先週の日曜日午後、碑文谷教会でサレジオ会谷口亮平師の司祭叙階式がありました。福岡県行橋市の新田原教会出身ですが、ルーツは五島列島。遠戚にあたる故・古木真理一師の「今ははっきりした司祭召命はなくてもいいから、一度試してみなさい」という言葉で高校一年から四日市志願院に入学したそうです。

谷口新司祭は現在31歳。1995年三重県四日市の三重海星中高のそばにサレジオ志願院ができてから22年たっての悲願の四日市志願院卒業生初の司祭誕生です。志願院創立に尽力なさった故溝部修司教様(当時サレジオ会管区長)も大きな喜びを感じておられることでしょう。それにしても少年期からの司祭養成は、なんと長い時間と多大な労力が必要とされるものか、とあらためて思い知らされます。

成人召命の鷺沼教会出身の西村英樹神学生(横浜教区)は今春から日本カトリック神学院福岡キャンパスでいよいよ神学課程の勉強が始まりました。順調にいけば、三年後に助祭叙階、四年後に司祭叙階です。成人召命の場合は教区司祭の場合、六年で司祭叙階にたどり着くことができます。

ところで、65歳で司祭になった音楽家のことをご存じでしょうか。
イタリアのバイオリン制作で知られるクレモナ出身のモンテヴェルディ(1567-1643)です。ルネッサンスとバロックという音楽史の二つの時代を生き、活躍した音楽家として知られる彼は前半期をマントヴァの宮廷音楽家として過ごしました。その後ローマに出て本格的な教会音楽家を目指しますが受け入れられず、ヴェネチアへ移住します。やがて、サン・マルコ大聖堂の楽長に就任し、以後40年にわたってヴェネチアで活躍することになります。この時彼はすでに妻と死別し、二人の息子も成長していたので、神に身を捧げる決心をし、1632年司祭叙階の恵みを受けました。その後、音楽家として、司祭として11年間の晩年を過ごしました。
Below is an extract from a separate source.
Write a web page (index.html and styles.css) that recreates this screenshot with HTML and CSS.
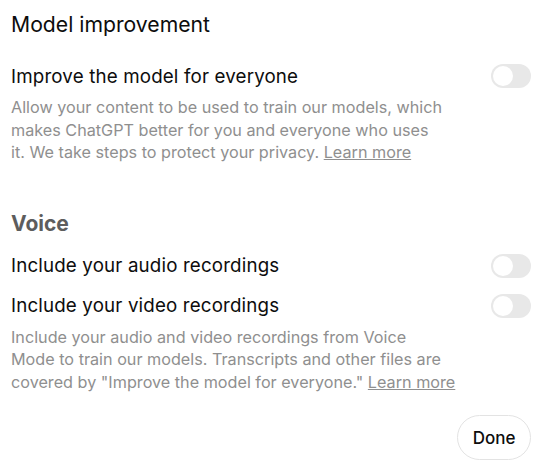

現在、横浜教区には44歳の西村神学生以外にも50歳を超える水上大神学生(山手教会出身)がいますが、司祭召命にもいろいろな道のりと形があるものです。ところで、スペインの古都アヴィラ出身の作曲家ビクトリア(1548-1611)も司祭です。彼の場合は27歳で司祭となり、フィリッポ・ネリのオラトリオ会員として活躍しました。